The day I thought I lost my husband

Recollections of September 11, 2001

“Fear not.” It is the command most repeated in scripture. “Fear not.” We need to be reminded on an almost daily basis. God knows you. God cares for you. God is capable of protecting and providing.

Five years after I left Wheaton College I married an Army Special Forces officer. A couple of years later I began to struggle with mini panic attacks. I was deluged with fears that I would lose my husband. Every parachute jump, every last minute deployment to an unknown location, every late night phone call raised my stress level. Officers in uniform rang my doorbell at Ft. Campbell one afternoon, looking for someone else while doing a death notification. I about fainted. 

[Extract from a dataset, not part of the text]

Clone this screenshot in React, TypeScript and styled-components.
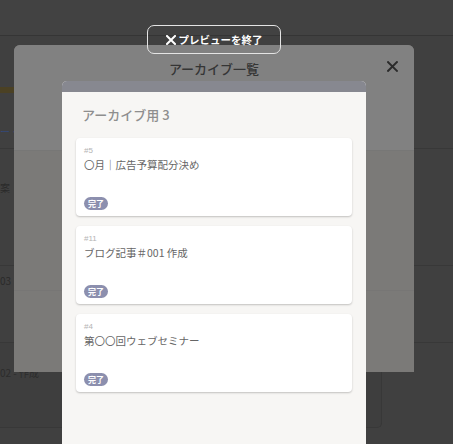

A wise friend intervened, telling me, “You must fight these fears – all fears are based on a lie. Find out what lies you have believed and replace them with truth.” Indeed fear is a terrible thing. Fear robs us of our joy and peace, destroys our spiritual growth, frustrates God’s plans for us, opens the door for the enemy, and wastes our time! I searched to identify the lies that had invaded my thinking and I worked for months to replace those lies with truth. Verses on God’s love and concern for me, His sovereignty, His protection, and His provision covered my refrigerator door.

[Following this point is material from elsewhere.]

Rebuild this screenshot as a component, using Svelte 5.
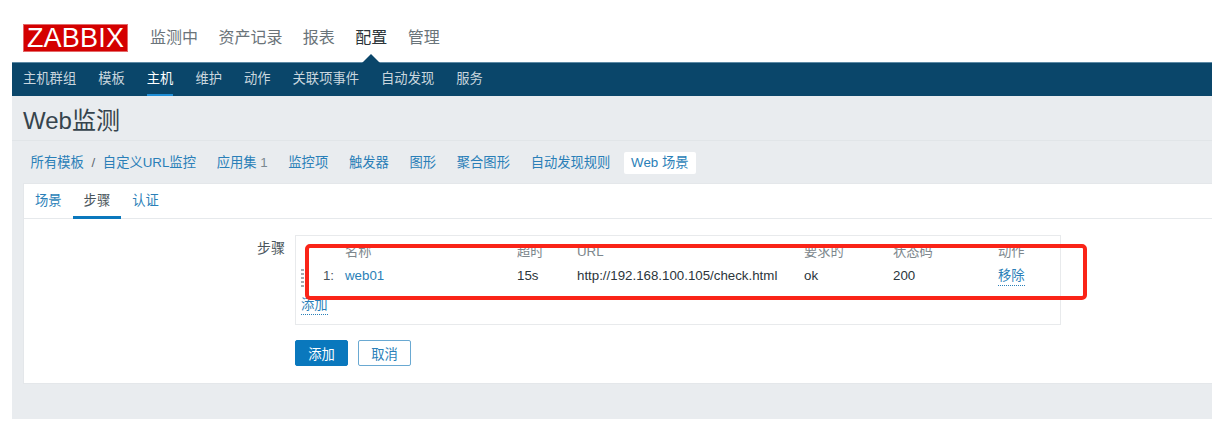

Later that year we were reassigned to the Pentagon. September 11, 2001 was my husband’s second week of work in the J-2, Africa Branch. I watched the first plane crash in New York on tv while getting my oil changed, and then the second plane hit the towers and I knew we had a problem. I went home and my house phone rang. It was another Army wife – “Is Ross ok?” “I think so, why?” Silence. She told me that a plane had just hit the Pentagon. I got off the phone. I took a deep breath and walked upstairs to get my Bible. We had not even unpacked our television yet. I sat down on the bed and opened my Bible to one of the verses I had studied earlier – Deuteronomy 32:39 “There is no God besides me. I put to death and I bring life, I have wounded and I will heal, and no one can deliver out of my hand.” As I waited for news I was reminded again of God’s sovereignty, His love, and His promise of provision. I was strangely calm. If Ross was gone, well, he was gone. There was nothing I could do about it.

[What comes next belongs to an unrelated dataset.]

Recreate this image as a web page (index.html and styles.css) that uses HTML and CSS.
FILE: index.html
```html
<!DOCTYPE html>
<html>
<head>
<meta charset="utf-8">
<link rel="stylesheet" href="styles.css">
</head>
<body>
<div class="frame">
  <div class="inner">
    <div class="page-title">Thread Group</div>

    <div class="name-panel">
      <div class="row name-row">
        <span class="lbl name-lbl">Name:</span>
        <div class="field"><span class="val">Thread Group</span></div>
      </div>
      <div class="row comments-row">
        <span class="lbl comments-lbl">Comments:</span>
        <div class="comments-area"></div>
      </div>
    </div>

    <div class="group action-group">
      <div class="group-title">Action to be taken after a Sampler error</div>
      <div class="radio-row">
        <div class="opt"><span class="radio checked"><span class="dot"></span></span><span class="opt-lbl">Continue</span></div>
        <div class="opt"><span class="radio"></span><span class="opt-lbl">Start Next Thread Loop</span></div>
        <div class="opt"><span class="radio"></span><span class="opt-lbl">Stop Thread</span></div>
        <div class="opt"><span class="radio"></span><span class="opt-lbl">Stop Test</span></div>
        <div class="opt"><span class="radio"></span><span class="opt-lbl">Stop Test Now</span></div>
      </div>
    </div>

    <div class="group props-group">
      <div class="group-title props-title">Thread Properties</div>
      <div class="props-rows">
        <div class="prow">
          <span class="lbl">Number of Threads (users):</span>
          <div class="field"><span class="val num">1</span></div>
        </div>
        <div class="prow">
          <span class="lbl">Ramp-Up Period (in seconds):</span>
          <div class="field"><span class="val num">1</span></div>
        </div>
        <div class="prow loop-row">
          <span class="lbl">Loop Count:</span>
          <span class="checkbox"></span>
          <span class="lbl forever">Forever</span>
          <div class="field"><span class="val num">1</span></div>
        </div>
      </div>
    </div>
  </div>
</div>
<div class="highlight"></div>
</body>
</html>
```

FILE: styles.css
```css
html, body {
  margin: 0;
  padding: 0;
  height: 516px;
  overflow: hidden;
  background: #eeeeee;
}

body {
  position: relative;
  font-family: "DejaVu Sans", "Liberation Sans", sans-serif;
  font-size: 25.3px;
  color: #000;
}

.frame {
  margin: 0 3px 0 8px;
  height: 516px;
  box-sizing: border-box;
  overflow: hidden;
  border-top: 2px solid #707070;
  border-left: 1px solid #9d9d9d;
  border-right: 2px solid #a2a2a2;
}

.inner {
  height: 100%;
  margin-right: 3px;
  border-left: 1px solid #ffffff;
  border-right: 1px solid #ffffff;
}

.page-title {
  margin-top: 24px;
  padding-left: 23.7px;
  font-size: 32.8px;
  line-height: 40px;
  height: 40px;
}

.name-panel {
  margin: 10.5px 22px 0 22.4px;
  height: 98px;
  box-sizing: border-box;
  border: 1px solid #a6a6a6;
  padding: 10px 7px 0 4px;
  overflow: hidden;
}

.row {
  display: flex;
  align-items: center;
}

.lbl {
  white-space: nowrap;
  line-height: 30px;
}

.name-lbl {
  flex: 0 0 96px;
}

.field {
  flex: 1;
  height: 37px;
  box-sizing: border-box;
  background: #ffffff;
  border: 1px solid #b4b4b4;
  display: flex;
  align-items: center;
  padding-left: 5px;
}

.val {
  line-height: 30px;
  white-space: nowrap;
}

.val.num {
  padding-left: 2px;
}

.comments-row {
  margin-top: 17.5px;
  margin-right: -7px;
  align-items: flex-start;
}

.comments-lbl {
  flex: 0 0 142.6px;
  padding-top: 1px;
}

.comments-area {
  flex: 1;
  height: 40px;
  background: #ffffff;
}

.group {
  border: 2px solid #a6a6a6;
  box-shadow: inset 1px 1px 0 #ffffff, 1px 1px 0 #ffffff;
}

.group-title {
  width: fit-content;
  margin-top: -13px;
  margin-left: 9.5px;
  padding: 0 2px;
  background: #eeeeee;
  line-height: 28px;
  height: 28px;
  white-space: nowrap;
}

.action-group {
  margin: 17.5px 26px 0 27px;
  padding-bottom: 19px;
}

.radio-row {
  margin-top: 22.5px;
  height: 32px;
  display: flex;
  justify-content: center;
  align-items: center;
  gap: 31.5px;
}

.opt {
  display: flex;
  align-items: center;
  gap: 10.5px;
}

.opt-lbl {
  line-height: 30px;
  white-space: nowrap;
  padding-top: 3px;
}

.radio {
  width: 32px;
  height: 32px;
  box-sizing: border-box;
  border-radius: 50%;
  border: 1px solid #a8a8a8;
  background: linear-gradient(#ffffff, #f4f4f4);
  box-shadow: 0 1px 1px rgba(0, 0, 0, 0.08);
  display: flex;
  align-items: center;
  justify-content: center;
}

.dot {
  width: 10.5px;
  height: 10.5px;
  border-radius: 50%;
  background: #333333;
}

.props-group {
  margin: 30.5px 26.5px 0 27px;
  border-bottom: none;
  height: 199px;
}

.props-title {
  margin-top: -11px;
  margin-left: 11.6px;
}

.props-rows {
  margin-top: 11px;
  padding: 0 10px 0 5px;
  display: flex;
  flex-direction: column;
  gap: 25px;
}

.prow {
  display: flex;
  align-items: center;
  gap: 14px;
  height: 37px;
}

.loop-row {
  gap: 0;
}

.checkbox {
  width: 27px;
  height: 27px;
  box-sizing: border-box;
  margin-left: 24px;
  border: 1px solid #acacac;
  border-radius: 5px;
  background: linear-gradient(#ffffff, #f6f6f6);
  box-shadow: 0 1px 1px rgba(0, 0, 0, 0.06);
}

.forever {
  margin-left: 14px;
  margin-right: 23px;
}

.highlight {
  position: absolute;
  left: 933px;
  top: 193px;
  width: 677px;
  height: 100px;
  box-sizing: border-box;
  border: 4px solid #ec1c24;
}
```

The call finally came several hours later – my husband was fine.  He had been underground when the plane hit and they had evacuated to the parking lot where uncertainty and misinformation created havoc. He always says it was a strange feeling trying to account for everyone in his office, looking for cover from possible incoming planes while standing in a huge barren parking lot with the building on fire, and then the relief they all felt when fighter jets showed up… and the weirdness of all of it happening in our own country. He stood on top of a truck when the cell phone finally connected and I wrote down names and phone numbers of survivors as quickly as I could until the call was dropped. I spent the next hour calling each number and reporting to wives and parents all over the country that their loved one was ALIVE, just stuck in the Pentagon parking lot. I’ll never forget those calls. He would later walk several miles home because his truck was cordoned off in the impact zone. He was fine, but for months we grieved with others from our community and church who suffered burns or lost loved ones. I am also indebted to the life of Todd Beamer, made famous for organizing the take down of hijacked Flight 93 over Pennsylvania – Todd was a classmate, fellow economics major, and baseball player at Wheaton College. 

I was grateful for lessons learned earlier that year about fighting fear-inducing lies with truth. I found peace.  I also learned that God does not always spare us from harm or loss, but He is good and faithful through it all. The truths of God’s character are timeless, and they have kept us sane through many dangers, toils, and snares.

My 10 month old daughter and I welcomed him home with open arms that night. I hated it when he went back to work at 5AM the next morning while the Pentagon was still burning.  “We’re going to war,” he said and I was reminded to never take for granted something as simple as a husband coming home from work.